Uncover opportunities

Gain an understanding of the marketplace. It’s through analysts, basic research and then talking to your customers.
Sometimes companies get caught up in thinking they know better and they know the problems that need to be solved without really doing very good market research or without talking to their customers enough. It’s really important to understand not what you think your customers want but really knowing that by having those conversations with your customers.
We’ll just start off with very open-ended questions like, ‘What are your problems?’ Not even asking about our particular area but just very high-level, top-of-mind: ‘What are you thinking about? What keeps you up at night? What are your greatest challenges?’

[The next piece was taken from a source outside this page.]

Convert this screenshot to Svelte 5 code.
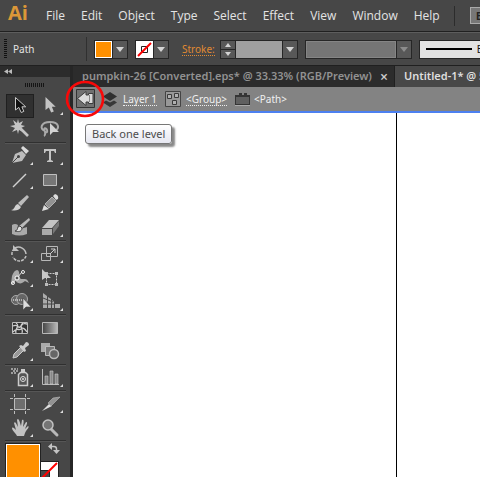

And then, based on that, start to bore in and even ask, ‘What vendors do you look to for solving those kinds of problems?’ As you get answers, get a little more specific. Customers are usually very open to telling you about other vendors they’re working with or problems that no one has solved for them yet. That can actually help in your product strategy, as well. I’ve learned about a number of really interesting new areas, things that we didn’t even get from analysts, just purely off of customers telling us about shortcomings they had with other vendors. So the customers give you a more real-world perspective, not just the marketing spin that the analysts are hearing.
Position yourself to meet those needs. You have to be careful so it’s not looked at as the sales guy looking for a sale. It’s multiple meetings with different people. That highest level meeting might be with myself or a chief technology officer or possibly head of marketing; basically, you’re just in there information gathering.
Then if you think there’s specific opportunity for the company, you’ll follow up — maybe myself but probably with the head of worldwide sales — where we start to bring in people that are more on the solution side of the business.
Customers don’t mind you selling to them if you have a solution. But there does need to be a separation between the process of information gathering for purposes that are not specifically related to a sales process, and then the sales process itself.
Decide which needs you’re capable of meeting. I would bring it back to [the executive staff] and say, ‘Here’s what we have found,’ and just open discussion up to the whole group, which will typically then lead to some assignments of tasks. We’re going to say, ‘OK, we need to now go prove out these two things. So you, vice president of marketing, go talk to XYZ analysts and ask their opinion on this. And you, head of my deployment services, go talk to three other customers and tell them what our point of view is on this and get their feedback on that.’
Then, based on that, we may make the determination, ‘OK, we now need to make a change in our product strategy,’ or, ‘In the upcoming releases of our products, we need to start moving in this kind of a direction,’ or, ‘We should go look at an acquisition in this particular area because it would take us way too long to develop ourselves into that space.’